Around the same time, I came across this Entrepreneur's Toolkit by Techstars, the famous tech incubator based in Boulder, Colorado. Techstars smartly recommends engaging with target customers as early as possible in the entrepreneurial journey.


Years ago, before starting on our Moon project, my partner and I built a prototype following Google Venture's Design Sprint model. But Techstars' template recommends a much more informal, broad-based approach to customer research that's a few steps prior to the prototyping phase. And that's a step that my partner and I never engaged in.


Since our app was targeted at people who invest in their own personal and professional development, I decided to interview a minimum of fifteen people about their goals.


The Surrender Experiment


I started every interview with the question, "What are the top two goals in your life right now, and why are they important to you?"


What ensued were fifteen of the deepest and most sincere conversations I've ever had in my life. With the trust of strict confidentiality, people shared their money, family, career, and personal goals. They also shared their deepest vulnerabilities (struggles with alcohol and weight, fears about being a fraud, an inability to become pregnant).


At the end, in nearly every case, a palpable sense of peace pervaded the air. Truth had been spoken...candidly and openly. And yet, all I did was ask questions and take notes, going wherever my curiosity led me in the conversation.


In one conversation, a friend and entrepreneur I admire told me about Michael Singer's book The Surrender Experiment, saying that it was one of the top three books he had ever read, and had been impacting his life tremendously.


Of course, I bought the book...and devoured it. Michael Singer, the author, describes the story of his life, and how at an early age he decided to surrender to whatever Life asked of him. The story that ensues—from backwoods hippie to Fortune 500 CEO—is nothing short of stunning.


The short version is that he stopped trying to plan and control everything in his life, because he did such a poor job of it. Life, on the other hand, seemed to be brilliant at planning his life.

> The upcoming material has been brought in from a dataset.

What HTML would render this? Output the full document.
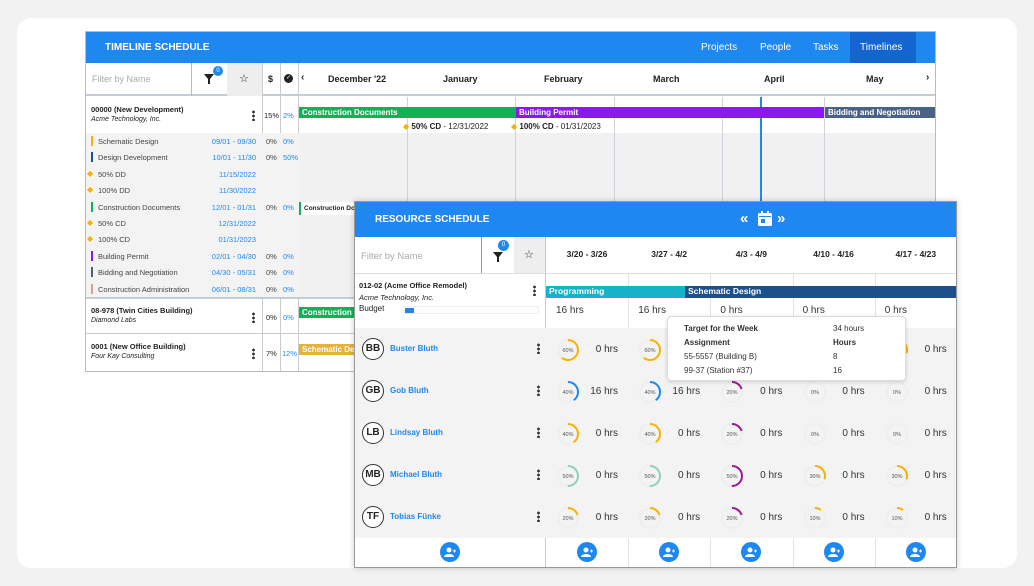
<!DOCTYPE html>
<html><head><meta charset="utf-8"><style>
*{box-sizing:border-box;margin:0;padding:0}
body{width:1034px;height:586px;background:#f2f2f2;font-family:"Liberation Sans",sans-serif;position:relative;overflow:hidden;color:#222}
.a{position:absolute}
.card{left:17px;top:18px;width:1000px;height:550px;background:#fff;border-radius:14px}
.tl{left:85px;top:31px;width:851px;height:341px;background:#fff;border:1px solid #bbb;overflow:hidden}
.hdr{background:#1e88f0;color:#fff}
.b{font-weight:bold}
.sm{font-size:8px}
.blue{color:#1e88f0}
.vl{width:1px;background:#ccd3dc}
.bar{height:11px;color:#fff;font-size:8px;font-weight:bold;line-height:11px;padding-left:3px;white-space:nowrap;overflow:hidden}
.rs{left:354px;top:201px;width:603px;height:367px;background:#fff;border:1px solid #999;box-shadow:0 0 6px rgba(0,0,0,.2);overflow:hidden}
.av{width:22px;height:22px;border:1px solid #333;border-radius:50%;font-size:10px;font-weight:bold;text-align:center;line-height:20px;background:#fff}
.add{width:20px;height:20px;border-radius:50%;background:#1e88f0}
.dots{width:3px;height:11px;background:radial-gradient(circle,#333 1.3px,transparent 1.5px) 0 0/3px 4px repeat-y}
.hrs{font-size:10px;color:#333}
</style></head><body>
<div class="a card"></div>

<!-- TIMELINE -->
<div class="a tl">
 <div class="a hdr" style="left:0;top:0;width:849px;height:31px">
  <div class="a b" style="left:19px;top:10px;font-size:10px">TIMELINE SCHEDULE</div>
  <div class="a" style="left:615px;top:10px;font-size:10px">Projects</div>
  <div class="a" style="left:674px;top:10px;font-size:10px">People</div>
  <div class="a" style="left:727px;top:10px;font-size:10px">Tasks</div>
  <div class="a" style="left:764px;top:0;width:66px;height:31px;background:#1565d0"></div>
  <div class="a" style="left:774px;top:10px;font-size:10px">Timelines</div>
 </div>
 <div class="a" style="left:0;top:31px;width:849px;height:33px;border-bottom:2px solid #c6ccd4"></div>
 <div class="a" style="left:6px;top:42px;font-size:9px;color:#aaa">Filter by Name</div>
 <div class="a" style="left:105px;top:31px;width:1px;height:33px;background:#bbb"></div>
 <div class="a" style="left:141px;top:31px;width:35px;height:33px;background:#eee"></div>
 <svg class="a" style="left:118px;top:42px" width="10" height="10"><path d="M0 0h10L6 5v5H4V5z" fill="#222"/></svg>
 <div class="a" style="left:127px;top:34px;width:10px;height:10px;border-radius:50%;background:#1e88f0;color:#fff;font-size:6px;text-align:center;line-height:10px">0</div>
 <div class="a" style="left:153px;top:40px;font-size:11px">☆</div>
 <div class="a" style="left:176px;top:31px;width:1px;height:310px;background:#ccc"></div>
 <div class="a b" style="left:182px;top:42px;font-size:9px">$</div>
 <div class="a" style="left:194px;top:31px;width:1px;height:310px;background:#ccc"></div>
 <div class="a" style="left:198px;top:42px;width:9px;height:9px;border-radius:50%;background:#222;color:#fff;font-size:6px;line-height:9px;text-align:center">✓</div>
 <div class="a" style="left:212px;top:31px;width:1px;height:310px;background:#ccc"></div>
 <div class="a b" style="left:215px;top:40px;font-size:10px">‹</div>
 <div class="a b" style="left:242px;top:42px;font-size:9px">December '22</div>
 <div class="a b" style="left:357px;top:42px;font-size:9px">January</div>
 <div class="a b" style="left:458px;top:42px;font-size:9px">February</div>
 <div class="a b" style="left:567px;top:42px;font-size:9px">March</div>
 <div class="a b" style="left:678px;top:42px;font-size:9px">April</div>
 <div class="a b" style="left:780px;top:42px;font-size:9px">May</div>
 <div class="a b" style="left:840px;top:40px;font-size:10px">›</div>
 <!-- body -->
 <div class="a" style="left:0;top:101px;width:849px;height:165px;background:#f3f3f3"></div>
 <div class="a" style="left:213px;top:101px;width:636px;height:165px;background:#f1f1f1"></div>
 <div class="a" style="left:0;top:265px;width:849px;height:2px;background:#c6ccd4"></div>
 <div class="a" style="left:0;top:301px;width:849px;height:1px;background:#c6ccd4"></div>
 <div class="a vl" style="left:321px;top:65px;height:235px"></div>
 <div class="a vl" style="left:429px;top:65px;height:235px"></div>
 <div class="a vl" style="left:528px;top:65px;height:235px"></div>
 <div class="a vl" style="left:636px;top:65px;height:235px"></div>
 <div class="a vl" style="left:738px;top:65px;height:235px"></div>
 <div class="a" style="left:674px;top:65px;width:2px;height:110px;background:#1e88f0"></div>
 <div class="a bar" style="left:213px;top:75px;width:217px;background:#10b256">Construction Documents</div>
 <div class="a bar" style="left:430px;top:75px;width:308px;background:#8a19f0">Building Permit</div>
 <div class="a bar" style="left:739px;top:75px;width:110px;background:#4a6384">Bidding and Negotiation</div>
 <div class="a sm" style="left:317px;top:90px"><span style="color:#f8b100">◆</span> <b>50% CD</b> - 12/31/2022</div>
 <div class="a sm" style="left:425px;top:90px"><span style="color:#f8b100">◆</span> <b>100% CD</b> - 01/31/2023</div>
 <div class="a" style="left:213px;top:170px;width:55px;height:13px;background:#fff;border-left:2px solid #10b256;font-size:6.5px;font-weight:bold;line-height:13px;padding-left:3px;overflow:hidden;white-space:nowrap">Construction Do</div>
 <div class="a bar" style="left:213px;top:275px;width:55px;background:#10b256">Construction</div>
 <div class="a bar" style="left:213px;top:312px;width:55px;background:#e5b03c">Schematic De</div>
 <!-- left rows -->
 <div class="a b" style="left:5px;top:73px;font-size:7.5px">00000 (New Development)</div>
 <div class="a" style="left:5px;top:84px;font-size:7px;font-style:italic">Acme Technology, Inc.</div>
 <div class="a dots" style="left:166px;top:78px"></div>
 <div class="a" style="left:178px;top:79px;font-size:7.5px">15%</div><div class="a blue" style="left:197px;top:79px;font-size:7.5px">2%</div>
 <div class="a b" style="left:5px;top:274px;font-size:7.5px">08-978 (Twin Cities Building)</div>
 <div class="a" style="left:5px;top:285px;font-size:7px;font-style:italic">Diamond Labs</div>
 <div class="a dots" style="left:166px;top:280px"></div>
 <div class="a" style="left:180px;top:281px;font-size:7.5px">0%</div><div class="a blue" style="left:197px;top:281px;font-size:7.5px">0%</div>
 <div class="a b" style="left:5px;top:310px;font-size:7.5px">0001 (New Office Building)</div>
 <div class="a" style="left:5px;top:321px;font-size:7px;font-style:italic">Four Kay Consulting</div>
 <div class="a dots" style="left:166px;top:316px"></div>
 <div class="a" style="left:180px;top:317px;font-size:7.5px">7%</div><div class="a blue" style="left:196px;top:317px;font-size:7.5px">12%</div>
 <div id="sub"></div>
</div>

<!-- RESOURCE -->
<div class="a rs">
 <div class="a hdr" style="left:0;top:0;width:601px;height:35px">
  <div class="a b" style="left:20px;top:12px;font-size:10px">RESOURCE SCHEDULE</div>
  <div class="a b" style="left:385px;top:8px;font-size:15px">«</div>
  <svg class="a" style="left:403px;top:9px" width="14" height="15"><rect x="0" y="2" width="14" height="13" rx="1.5" fill="#fff"/><rect x="3" y="0" width="2" height="4" fill="#fff"/><rect x="9" y="0" width="2" height="4" fill="#fff"/><rect x="1" y="5" width="12" height="1" fill="#1e88f0"/><rect x="3" y="8" width="4" height="4" fill="#1e88f0"/></svg>
  <div class="a b" style="left:422px;top:8px;font-size:15px">»</div>
 </div>
 <div class="a" style="left:0;top:35px;width:601px;height:37px;border-bottom:1px solid #ddd"></div>
 <div class="a" style="left:6px;top:49px;font-size:9.5px;color:#aaa">Filter by Name</div>
 <div class="a" style="left:126px;top:35px;width:1px;height:36px;background:#999"></div>
 <div class="a" style="left:159px;top:35px;width:31px;height:36px;background:#eee"></div>
 <svg class="a" style="left:138px;top:50px" width="10" height="10"><path d="M0 0h10L6 5v5H4V5z" fill="#222"/></svg>
 <div class="a" style="left:143px;top:38px;width:11px;height:11px;border-radius:50%;background:#1e88f0;color:#fff;font-size:6px;text-align:center;line-height:11px">0</div>
 <div class="a" style="left:169px;top:46px;font-size:11px">☆</div>
 <div class="a" style="left:190px;top:35px;width:1px;height:330px;background:#ccc"></div>
 <div id="wk"></div>
 <div class="a b" style="left:4px;top:79px;font-size:7.5px">012-02 (Acme Office Remodel)</div>
 <div class="a" style="left:4px;top:91px;font-size:7.5px;font-style:italic">Acme Technology, Inc.</div>
 <div class="a" style="left:4px;top:102px;font-size:8px">Budget</div>
 <div class="a" style="left:48px;top:104px;width:136px;height:8px;border:1px solid #eee"></div>
 <div class="a" style="left:50px;top:106px;width:9px;height:5px;background:#1e88f0"></div>
 <div class="a dots" style="left:178px;top:83px"></div>
 <div class="a" style="left:0;top:126px;width:601px;height:210px;background:#f3f3f3"></div>
 <div class="a bar" style="left:191px;top:84px;width:139px;height:12px;background:#17b2c9;font-size:8.5px">Programming</div>
 <div class="a bar" style="left:330px;top:84px;width:271px;height:12px;background:#1d4f8a;font-size:8.5px">Schematic Design</div>
 <div id="grid"></div>
 <!-- tooltip -->
 <div class="a" style="left:312px;top:114px;width:239px;height:65px;background:#fff;border:1px solid #ddd;border-radius:4px;box-shadow:0 1px 4px rgba(0,0,0,.15);font-size:8px;color:#333">
  <div class="a b" style="left:16px;top:7px">Target for the Week</div><div class="a" style="left:165px;top:7px">34 hours</div>
  <div class="a b" style="left:16px;top:21px">Assignment</div><div class="a b" style="left:165px;top:21px">Hours</div>
  <div class="a" style="left:16px;top:35px">55-5557 (Building B)</div><div class="a" style="left:165px;top:35px">8</div>
  <div class="a" style="left:16px;top:49px">99-37 (Station #37)</div><div class="a" style="left:165px;top:49px">16</div>
 </div>
</div>

<script>
var s='',rows=[["Schematic Design","#f8b100","09/01 - 09/30",1,"0%"],["Design Development","#1d4f8a","10/01 - 11/30",1,"50%"],["50% DD","","11/15/2022",0],["100% DD","","11/30/2022",0],["Construction Documents","#10b256","12/01 - 01/31",1,"0%"],["50% CD","","12/31/2022",0],["100% CD","","01/31/2023",0],["Building Permit","#8a19f0","02/01 - 04/30",1,"0%"],["Bidding and Negotiation","#4a6384","04/30 - 05/31",1,"0%"],["Construction Administration","#d9a090","06/01 - 08/31",1,"0%"]];
rows.forEach(function(r,i){var y=104+i*16.4;
 if(r[1])s+='<div class="a" style="left:5px;top:'+(y)+'px;width:2px;height:10px;background:'+r[1]+'"></div><div class="a" style="left:12px;top:'+(y+1)+'px;font-size:7.5px;color:#444">'+r[0]+'</div>';
 else s+='<div class="a" style="left:1px;top:'+(y)+'px;font-size:8px;color:#f8b100">◆</div><div class="a" style="left:12px;top:'+(y+1)+'px;font-size:7.5px;color:#444">'+r[0]+'</div>';
 s+='<div class="a blue" style="right:679px;top:'+(y+1)+'px;font-size:7.5px;white-space:nowrap">'+r[2]+'</div>';
 if(r[3])s+='<div class="a" style="left:180px;top:'+(y+1)+'px;font-size:7.5px;color:#444">0%</div><div class="a blue" style="left:197px;top:'+(y+1)+'px;font-size:7.5px">'+r[4]+'</div>';});
document.getElementById('sub').outerHTML=s;
var w='',wk=["3/20 - 3/26","3/27 - 4/2","4/3 - 4/9","4/10 - 4/16","4/17 - 4/23"];
wk.forEach(function(t,i){var x=191+i*82.2;w+='<div class="a b" style="left:'+x+'px;top:47px;width:82px;text-align:center;font-size:8.5px">'+t+'</div>';if(i)w+='<div class="a" style="left:'+x+'px;top:72px;width:1px;height:294px;background:#e2e2e2"></div>';
 w+='<div class="a hrs" style="left:'+(x+10)+'px;top:103px">'+(i<2?'16 hrs':'0 hrs')+'</div>';});
document.getElementById('wk').outerHTML=w;
var ppl=[["BB","Buster Bluth"],["GB","Gob Bluth"],["LB","Lindsay Bluth"],["MB","Michael Bluth"],["TF","Tobias Fünke"]];
var d=[[[60,"#f8b100","0 hrs"],[60,"#f8b100",""],[0,"#eee",""],[0,"#eee",""],[30,"#f8b100","0 hrs"]],
[[40,"#1e88f0","16 hrs"],[40,"#1e88f0","16 hrs"],[20,"#9b1a8f","0 hrs"],[0,"#eee","0 hrs"],[0,"#eee","0 hrs"]],
[[40,"#f8b100","0 hrs"],[40,"#f8b100","0 hrs"],[20,"#9b1a8f","0 hrs"],[0,"#eee","0 hrs"],[0,"#eee","0 hrs"]],
[[50,"#8fd0c0","0 hrs"],[50,"#8fd0c0","0 hrs"],[50,"#9b1a8f","0 hrs"],[30,"#f8b100","0 hrs"],[30,"#f8b100","0 hrs"]],
[[20,"#f8b100","0 hrs"],[20,"#f8b100","0 hrs"],[20,"#9b1a8f","0 hrs"],[10,"#f8b100","0 hrs"],[10,"#f8b100","0 hrs"]]];
var g='';
ppl.forEach(function(p,i){var y=126+i*42;
 g+='<div class="a av" style="left:7px;top:'+(y+10)+'px">'+p[0]+'</div><div class="a b blue" style="left:35px;top:'+(y+16)+'px;font-size:8px">'+p[1]+'</div><div class="a dots" style="left:182px;top:'+(y+15)+'px"></div>';
 d[i].forEach(function(c,j){var x=191+j*82.2,C=62.8;
  g+='<svg class="a" style="left:'+(x+10)+'px;top:'+(y+10)+'px" width="24" height="24"><circle cx="12" cy="12" r="10" fill="none" stroke="#eee" stroke-width="2"/><circle cx="12" cy="12" r="10" fill="none" stroke="'+c[1]+'" stroke-width="2" stroke-dasharray="'+(C*c[0]/100)+' 100" transform="rotate(-90 12 12)"/><text x="12" y="14" font-size="5.5" text-anchor="middle" fill="#555" font-family="Liberation Sans">'+c[0]+'%</text></svg>';
  if(c[2])g+='<div class="a hrs" style="left:'+(x+30)+'px;width:42px;text-align:right;top:'+(y+16)+'px">'+c[2]+'</div>';});});
for(var k=0;k<6;k++){var x=k==0?85:191+(k-1)*82.2+31;g+='<div class="a add" style="left:'+x+'px;top:340px"></div><svg class="a" style="left:'+(x+4)+'px;top:345px" width="12" height="10"><circle cx="5" cy="3" r="2.5" fill="#fff"/><path d="M0 10c0-4 10-4 10 0z" fill="#fff"/><path d="M9 4h3M10.5 2.5v3" stroke="#fff" stroke-width="1"/></svg>';}
document.getElementById('grid').outerHTML=g;
</script>
</body></html>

That's when I decided that I, too, was terrible and planning my life. In fact, it seemed that the more I tried to control every aspect of my experience through goal-setting and action plans, the more those goals seemed to evade me (including building an app for goal setting and action planning!).


Going Full-On "Woo-Woo"


And yet, Life itself seemed to hold the key—if only I would be present to what life was asking.


So I decided to quit trying to achieve my own plans, and simply show up for whatever life was asking of me, in the moment that it was asking it. Whatever was being asked, whether it came from another person or circumstance, I would be present to it and perform my absolute best on the thing being asked.


And that's when, out of the blue, things started happening. A friend asked me to help him run his new startup as COO. Unable to afford me on a full-time basis, he asked if I could assist on a part-time basis as a sort of "outsourced COO." It turns out, I could.


My friend's business happens to be based in Puerto Rico, and he asked if I would move to San Juan, at least temporarily, as things got off the ground.


It turns out that Angelika (my wife) and I have had the goal to spend winters "somewhere on a warm beach" for more than 10 years. And Puerto Rico has been a prime candidate for the last 3 or 4 years.


At the time all of this was happening, the lease on our Boulder, Colorado apartment was up for renewal in November, right as the winter was getting into full swing. How convenient.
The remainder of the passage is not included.